私は、今の仕事に将来性を感じず、長時間労働なのに給料が減るなど定年まで働き続けることができなくなりました。ところが、現在の職業ではどの業界へ就職するだけのスキルが身につきません。そこで、リスキリングやリカレント教育が必要となります。確かに職業訓練はあるのですが、それでは退職前より給料が下がる仕事しかつけません。
そこで、新しいタイプの通信制大学の大学案内を2カ所取り寄せました。ソフトバンク系のサイバー大学とドワンゴ系のZEN大学です。
さて、その2つの大学の共通点は、インターネットにつながれば日本中どこでも授業が受けられるフルオンライン大学です。従来の通信制大学と違って、ビデオ会議が動作可能なパソコン、スマホ、タブレット端末が教室そのものです。
また、放送大学と違って、時間を問わないオンデマンド講義です。スクーリングはございません。最大のメリットは入学試験たる学力検査がないことです。それは、どこでもいいから高校を卒業さえしていれば、誰でも入学ができます。ただし他大学在学中は二重学籍が禁止されています。
反対に2つの大学の相違点は、それぞれの親会社の意向が現れていて、共にAIを含むIT技術をコアとしながらも、サイバー大学はビジネス系、ZEN大学はクリエイティブ系です。また、授業料はサイバー大学が1単位2万2千円の4年間卒業まで約270万円強です。
ZEN大学は年間38万円で、4年間卒業まで152万円です。それだけ見ればサイバー大学が高いかもしれませんが、国公立を含む一般的な大学よりは安いです。募集定員はサイバー大学は正課生1年次入学で800人、ZEN大学が初年度定員が5千人です。ZEN大学の定員が多いのは、入試制度がないからではなく、国からの補助金をもらわない私立大学だからです。
サイバー大学とZEN大学の共通するデメリットと注意点は2つで、学歴が評価されないことと卒業が難しいことです。学歴が評価されないのは、大学での教育内容ではなく入試の偏差値によるものです。要するに、大学名イコール高校卒業するまでの評価です。
それを打破するために両大学がどう発展するかにかかっています。次に卒業が難しいのは私大医学部と同じく学費稼ぎが理由かもしれません。もっとも、医学部の場合は卒業後に医師国家試験を受験するので、国試に合格する学力がなければ進級も卒業もできないでしょう。
両大学の場合は、入試なしで社会人にも門戸を広げる代わりに、即戦力を身につけるため卒業が難しくなっています。大学に入ったら遊べるといった常識は通用しません。
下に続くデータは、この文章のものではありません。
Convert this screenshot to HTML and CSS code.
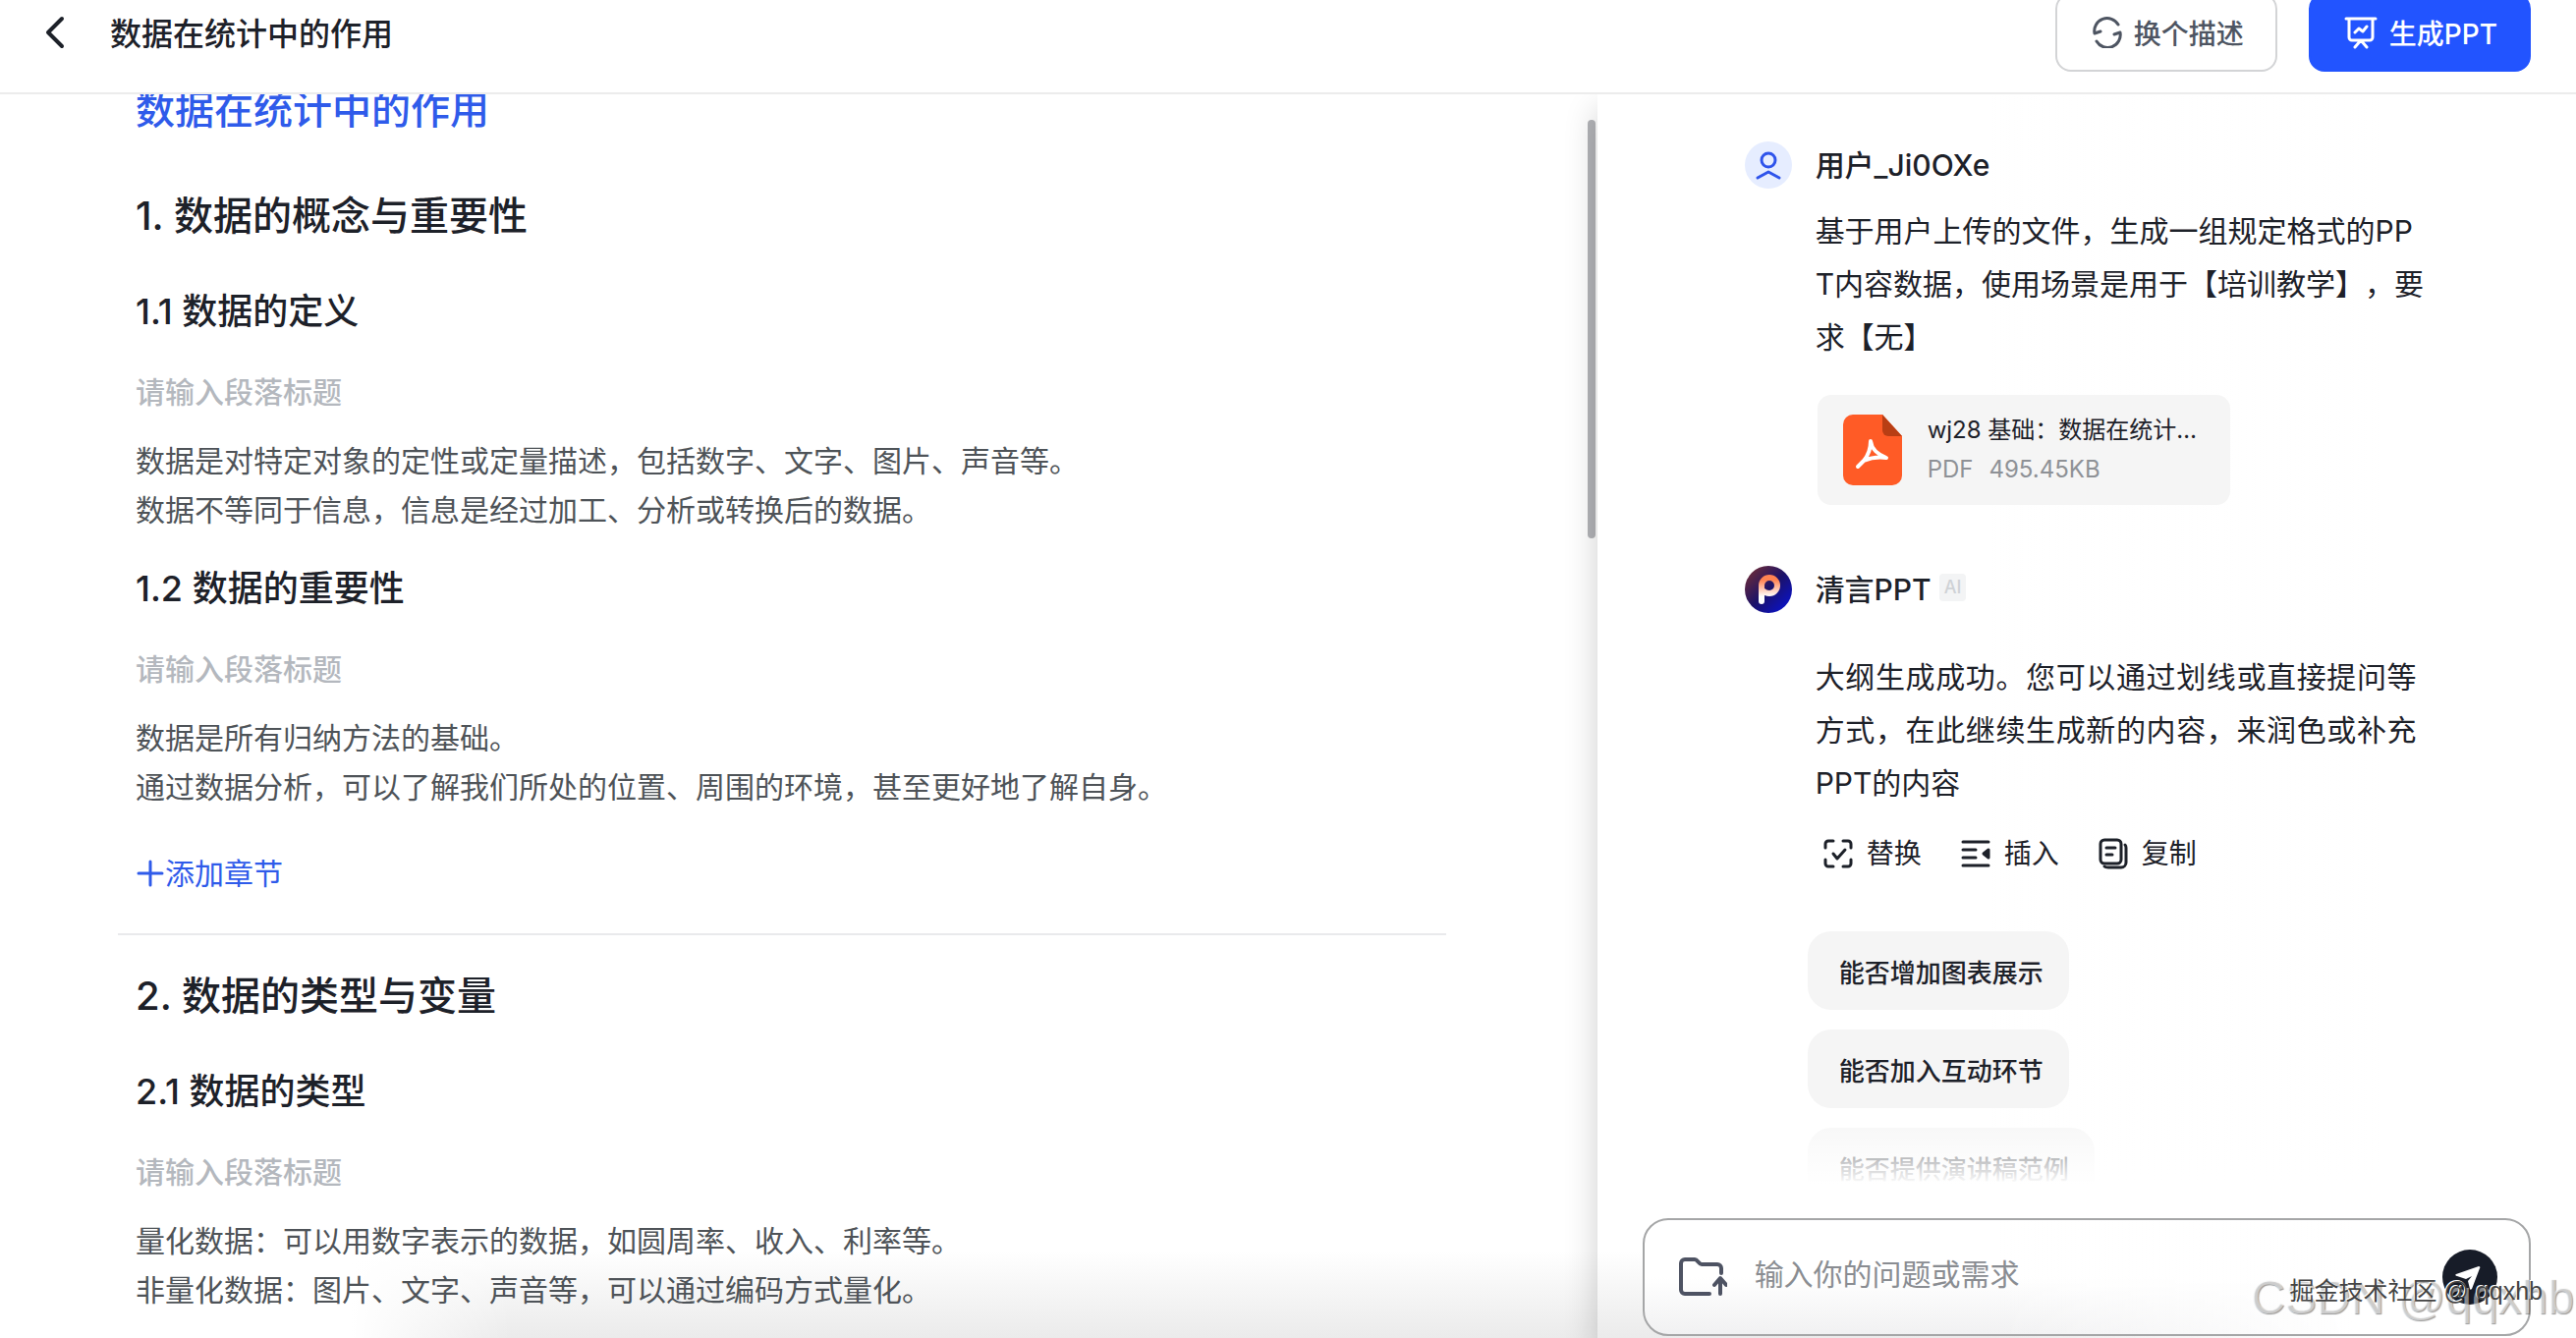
FILE: index.html
```html
<!DOCTYPE html>
<html lang="zh-CN">
<head>
    <meta charset="UTF-8">
    <meta name="viewport" content="width=device-width, initial-scale=1.0">
    <title>数据在统计中的作用</title>
    <link rel="stylesheet" href="styles.css">
</head>
<body>
    <header class="topbar">
        <button class="back-button" aria-label="返回">
            <svg width="24" height="34" viewBox="0 0 24 34" fill="none" stroke="#1d2129" stroke-width="4" stroke-linecap="round" stroke-linejoin="round"><path d="M19 3L5 17l14 14"/></svg>
        </button>
        <div class="topbar-title">数据在统计中的作用</div>
        <button class="top-button">
            <svg width="30" height="32" viewBox="0 0 30 32" fill="none" stroke="currentColor" stroke-width="3" stroke-linecap="round" stroke-linejoin="round"><path d="M26 8A13 13 0 0 0 2 17l6-2M4 25a13 13 0 0 0 24-9l-6 2"/></svg>
            换个描述
        </button>
        <button class="top-button primary">
            <svg width="34" height="34" viewBox="0 0 34 34" fill="none" stroke="currentColor" stroke-width="3" stroke-linecap="round" stroke-linejoin="round"><path d="M2 3h30M5 3v19a3 3 0 0 0 3 3h18a3 3 0 0 0 3-3V3M11 17l4-4 4 3 4-5M17 25l-6 7M17 25l6 7"/></svg>
            生成PPT
        </button>
    </header>

    <main class="workspace">
        <section class="outline">
            <div class="outline-content">
                <h1>数据在统计中的作用</h1>
                <div class="chapter">
                    <h2>1. 数据的概念与重要性</h2>
                    <h3>1.1 数据的定义</h3>
                    <input class="paragraph-title" type="text" placeholder="请输入段落标题" aria-label="1.1 段落标题">
                    <p>数据是对特定对象的定性或定量描述，包括数字、文字、图片、声音等。</p>
                    <p>数据不等同于信息，信息是经过加工、分析或转换后的数据。</p>
                    <h3>1.2 数据的重要性</h3>
                    <input class="paragraph-title" type="text" placeholder="请输入段落标题" aria-label="1.2 段落标题">
                    <p>数据是所有归纳方法的基础。</p>
                    <p>通过数据分析，可以了解我们所处的位置、周围的环境，甚至更好地了解自身。</p>
                    <button class="add-chapter">
                        <svg width="30" height="30" viewBox="0 0 30 30" fill="none" stroke="currentColor" stroke-width="3" stroke-linecap="round"><path d="M15 3v24M3 15h24"/></svg>添加章节
                    </button>
                </div>
                <div class="chapter">
                    <h2>2. 数据的类型与变量</h2>
                    <h3>2.1 数据的类型</h3>
                    <input class="paragraph-title" type="text" placeholder="请输入段落标题" aria-label="2.1 段落标题">
                    <p>量化数据：可以用数字表示的数据，如圆周率、收入、利率等。</p>
                    <p>非量化数据：图片、文字、声音等，可以通过编码方式量化。</p>
                </div>
            </div>
            <div class="scroll-thumb"></div>
        </section>

        <aside class="chat">
            <div class="messages">
                <article class="message">
                    <svg class="avatar" width="48" height="48" viewBox="0 0 48 48" fill="none" stroke="#2f54eb" stroke-width="3" stroke-linecap="round" stroke-linejoin="round"><circle cx="24" cy="24" r="24" fill="#e6edff" stroke="none"/><circle cx="24" cy="19" r="7"/><path d="M13 37l11-6 11 6"/></svg>
                    <div class="message-body">
                        <div class="author">用户_Ji0OXe</div>
                        <p class="message-text user-text">基于用户上传的文件，生成一组规定格式的PPT内容数据，使用场景是用于【培训教学】，要求【无】</p>
                        <a class="file-card" href="#">
                            <svg width="60" height="72" viewBox="0 0 60 72"><path d="M10 0h30l20 22v40a10 10 0 0 1-10 10H10A10 10 0 0 1 0 62V10A10 10 0 0 1 10 0z" fill="#ff5b26"/><path d="M40 0l20 22H46a6 6 0 0 1-6-6z" fill="#b83e14"/><path d="M28 27c1 8 8 14 16 17-8-1-16 0-23 3 5-6 7-13 7-20zM21 47l-6 6" fill="none" stroke="#fff" stroke-width="4" stroke-linecap="round" stroke-linejoin="round"/></svg>
                            <span class="file-info">
                                <span class="file-name">wj28 基础：数据在统计…</span>
                                <span class="file-meta"><span>PDF</span><span>495.45KB</span></span>
                            </span>
                        </a>
                    </div>
                </article>

                <article class="message reply">
                    <svg class="avatar" width="48" height="48" viewBox="0 0 48 48">
                        <defs>
                            <linearGradient id="disc" x1="0" y1="0" x2="1" y2="1"><stop offset="0.1" stop-color="#6a2a3a"/><stop offset=".5" stop-color="#1c1268"/><stop offset=".9" stop-color="#0a12c8"/></linearGradient>
                            <linearGradient id="mark" x1="0" y1="0" x2="0" y2="1"><stop offset=".1" stop-color="#ff8352"/><stop offset=".8" stop-color="#fff"/></linearGradient>
                        </defs>
                        <circle cx="24" cy="24" r="24" fill="url(#disc)"/>
                        <path d="M17 36V20a8 8 0 1 1 8 8c-3 0-5-1-7-3" fill="none" stroke="url(#mark)" stroke-width="6" stroke-linecap="round"/>
                    </svg>
                    <div class="message-body">
                        <div class="author">清言PPT <span class="ai-badge">AI</span></div>
                        <p class="message-text reply-text">大纲生成成功。您可以通过划线或直接提问等方式，在此继续生成新的内容，来润色或补充PPT的内容</p>
                        <div class="actions">
                            <button>
                                <svg width="30" height="30" viewBox="0 0 30 30" fill="none" stroke="currentColor" stroke-width="3" stroke-linecap="round" stroke-linejoin="round"><path d="M2 9V5a3 3 0 0 1 3-3h5M20 2h5a3 3 0 0 1 3 3v4M28 21v4a3 3 0 0 1-3 3h-5M10 28H5a3 3 0 0 1-3-3v-4M10 15l4 5 8-9"/></svg>
                                替换
                            </button>
                            <button>
                                <svg width="30" height="30" viewBox="0 0 30 30" fill="none" stroke="currentColor" stroke-width="3" stroke-linecap="round" stroke-linejoin="round"><path d="M2 3h26M2 11h13M2 19h13M2 27h26"/><path d="M28 11v8l-5-4z" fill="currentColor"/></svg>
                                插入
                            </button>
                            <button>
                                <svg width="30" height="32" viewBox="0 0 30 32" fill="none" stroke="currentColor" stroke-width="3" stroke-linecap="round" stroke-linejoin="round"><rect x="2" y="2" width="21" height="24" rx="4"/><path d="M8 10h9M8 17h6M27 7c1 1 1 2 1 3v15a5 5 0 0 1-5 5H10c-2 0-3 0-4-1"/></svg>
                                复制
                            </button>
                        </div>
                    </div>
                </article>

                <div class="suggestions">
                    <button>能否增加图表展示</button>
                    <button>能否加入互动环节</button>
                    <button>能否提供演讲稿范例</button>
                </div>
            </div>

            <form class="composer">
                <button type="button" class="upload-button" aria-label="上传文件">
                    <svg width="50" height="40" viewBox="0 0 50 40" fill="none" stroke="#4e5363" stroke-width="4" stroke-linecap="round" stroke-linejoin="round"><path d="M32 37H7a4 4 0 0 1-4-4V6a4 4 0 0 1 4-4h10c3 0 4 5 7 5h16a4 4 0 0 1 4 4v5M43 37V23M37 28l6-7 6 7"/></svg>
                </button>
                <input type="text" placeholder="输入你的问题或需求" aria-label="输入你的问题或需求">
                <button type="submit" class="send-button" aria-label="发送">
                    <svg width="56" height="56" viewBox="0 0 56 56"><circle cx="28" cy="28" r="28" fill="#171c28"/><path d="M14 25l23-8c1 0 2 1 1 2l-8 21c-1 1-2 1-2 0l-2-8 4-5-6 3-9-3c-2 0-2-2-1-2z" fill="#fff"/></svg>
                </button>
            </form>
        </aside>
    </main>

    <div class="watermark watermark-large">CSDN @qqxhb</div>
    <div class="watermark watermark-small">掘金技术社区 @ qqxhb</div>
</body>
</html>
```

FILE: styles.css
```css
* {
    box-sizing: border-box;
}

body {
    font-family: Inter, "Noto Sans CJK SC", sans-serif;
    margin: 0;
    height: 100vh;
    display: flex;
    flex-direction: column;
    overflow: hidden;
    position: relative;
    background: #fff;
    color: #1d2129;
    text-spacing-trim: space-all;
}

h1, h2, h3, p {
    margin: 0;
}

button, input {
    font-family: inherit;
    color: inherit;
    border: none;
    background: none;
    padding: 0;
    margin: 0;
    outline: none;
}

button {
    display: flex;
    align-items: center;
    cursor: pointer;
}

svg {
    flex-shrink: 0;
}

/* top bar */
.topbar {
    display: flex;
    align-items: center;
    height: 96px;
    padding: 0 46px 28px 44px;
    border-bottom: 2px solid #ececec;
    flex-shrink: 0;
}

.topbar-title {
    flex: 1;
    margin-left: 44px;
    padding-bottom: 2px;
    font-size: 32px;
    font-weight: 500;
}

.top-button {
    height: 80px;
    padding: 0 32px 0 36px;
    gap: 12px;
    border: 2px solid #d3d4d6;
    border-radius: 16px;
    font-size: 28px;
    font-weight: 500;
    color: #4e5562;
}

.top-button.primary {
    margin-left: 32px;
    padding: 0 32px 0 34px;
    border-color: #2254ff;
    background: #2254ff;
    color: #fff;
}

.workspace {
    display: flex;
    flex: 1;
    min-height: 0;
}

/* outline editor */
.outline {
    width: 62%;
    position: relative;
    overflow: hidden;
    background:
        linear-gradient(to right, #fff 22%, rgba(255,255,255,0) 32%),
        linear-gradient(to bottom, #fff 93%, #ebebeb);
}

.outline-content {
    margin-top: -12px;
    padding: 0 154px 0 120px;
}

.outline h1 {
    padding-left: 18px;
    margin-bottom: 52px;
    font-size: 40px;
    line-height: 56px;
    font-weight: 500;
    color: #2f5bea;
}

.chapter {
    padding: 0 18px 36px;
    margin-bottom: 34px;
    border-bottom: 2px solid #e9eaec;
}

.chapter:last-child {
    border-bottom: none;
}

.chapter h2 {
    margin-bottom: 44px;
    font-size: 40px;
    line-height: 56px;
    font-weight: 500;
}

.chapter h3 {
    margin: 30px 0 32px;
    font-size: 36px;
    line-height: 50px;
    font-weight: 500;
}

.chapter h2 + h3 {
    margin-top: 0;
}

.chapter p {
    font-size: 30px;
    line-height: 50px;
    color: #4e5358;
}

.paragraph-title {
    display: block;
    width: 100%;
    height: 50px;
    margin-bottom: 20px;
    font-size: 30px;
    font-weight: 500;
}

.paragraph-title::placeholder {
    color: #b4b8be;
    opacity: 1;
}

.add-chapter {
    margin-top: 38px;
    font-size: 30px;
    line-height: 50px;
    color: #2f5bea;
}

.scroll-thumb {
    position: absolute;
    top: 26px;
    right: 2px;
    width: 8px;
    height: 426px;
    border-radius: 4px;
    background: #b3b4b8;
}

/* chat panel */
.chat {
    flex: 1;
    min-width: 0;
    display: flex;
    flex-direction: column;
    padding: 0 46px 2px;
    position: relative;
    box-shadow: 0 16px 32px rgba(0,0,0,0.2);
    clip-path: inset(0 0 0 -60px);
    background:
        linear-gradient(to left, #fff 20%, rgba(255,255,255,0) 60%),
        linear-gradient(to bottom, #fff 93%, #ebebeb);
}

.messages {
    flex: 1;
    min-height: 0;
    overflow: hidden;
    padding: 48px 104px 0 104px;
    position: relative;
}

/* fades the last suggestion out above the composer */
.messages::after {
    content: "";
    position: absolute;
    left: 0;
    right: 0;
    bottom: 0;
    height: 100px;
    background: linear-gradient(to bottom, rgba(255,255,255,0.2), rgba(255,255,255,0.6) 30%, #fff 66%);
}

.message {
    display: flex;
    gap: 24px;
}

.message-body {
    flex: 1;
    min-width: 0;
}

.author {
    display: flex;
    align-items: center;
    gap: 8px;
    height: 44px;
    font-size: 30px;
    font-weight: 500;
}

.message-text {
    font-size: 30px;
    line-height: 54px;
}

.user-text {
    margin-top: 20px;
    word-break: break-all;
}

.reply-text {
    max-width: 612px;
    margin-top: 42px;
    text-align: justify;
}

.file-card {
    display: flex;
    align-items: center;
    gap: 26px;
    width: 420px;
    height: 112px;
    margin: 32px 0 0 2px;
    padding-left: 26px;
    border-radius: 14px;
    background: #f5f5f5;
    color: inherit;
    text-decoration: none;
}

.file-info {
    display: flex;
    flex-direction: column;
    font-size: 24px;
    line-height: 40px;
}

.file-meta {
    display: flex;
    gap: 16px;
    color: #8e9196;
}

.reply {
    margin-top: 62px;
}

.ai-badge {
    padding: 0 5px;
    border-radius: 4px;
    background: #f3f4f5;
    color: #cfd2d6;
    font-size: 18px;
    line-height: 28px;
}

.actions {
    display: flex;
    gap: 40px;
    margin: 20px 0 0 8px;
}

.actions button {
    gap: 14px;
    font-size: 28px;
    line-height: 50px;
}

.suggestions {
    display: flex;
    flex-direction: column;
    align-items: flex-start;
    gap: 20px;
    margin: 54px 0 0 64px;
}

.suggestions button {
    flex-shrink: 0;
    height: 80px;
    padding: 0 26px 0 32px;
    border-radius: 24px;
    background: #f5f5f5;
    font-size: 26px;
    font-weight: 500;
}

.composer {
    display: flex;
    align-items: center;
    height: 120px;
    flex-shrink: 0;
    padding: 0 32px 0 34px;
    border: 2px solid #a5a6a7;
    border-radius: 26px;
    background:
        linear-gradient(to left, #fff 20%, rgba(255,255,255,0) 60%),
        linear-gradient(to bottom, #fff 50%, #f1f1f2);
}

.composer input {
    flex: 1;
    min-width: 0;
    margin-left: 28px;
    padding-bottom: 6px;
    font-size: 30px;
}

.composer input::placeholder {
    color: #8a8d92;
    opacity: 1;
}

/* watermarks */
.watermark {
    position: absolute;
    white-space: nowrap;
    pointer-events: none;
}

.watermark-large {
    right: 2px;
    bottom: 14px;
    font-family: "Liberation Sans", sans-serif;
    font-size: 48px;
    color: rgba(255,255,255,0.5);
    text-shadow: 1px 1px 1px rgba(0,0,0,0.4);
}

.watermark-small {
    right: 34px;
    bottom: 32px;
    font-family: "Liberation Sans", "Noto Sans CJK SC", sans-serif;
    font-size: 25px;
    color: #444;
    text-shadow: -1px -1px 0 #fff;
}
```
それでもそれらの大学で勉強したいのなら、大卒者は学士編入制度を利用してみてください。2年で卒業できます。また、その分学費が安くなります。めでたく卒業したときは、履歴書に記載できる本物の大卒として再就職したり大学院進学したり医学部の学士編入試験が受けられるなどのメリットがあります。
医学部の学士編入試験は一般入試よりも難しくなりますが、複数の低学費たる国立大学入試が受けられます。これからは学校教育制度も自分自身も変わっていかなければなりません。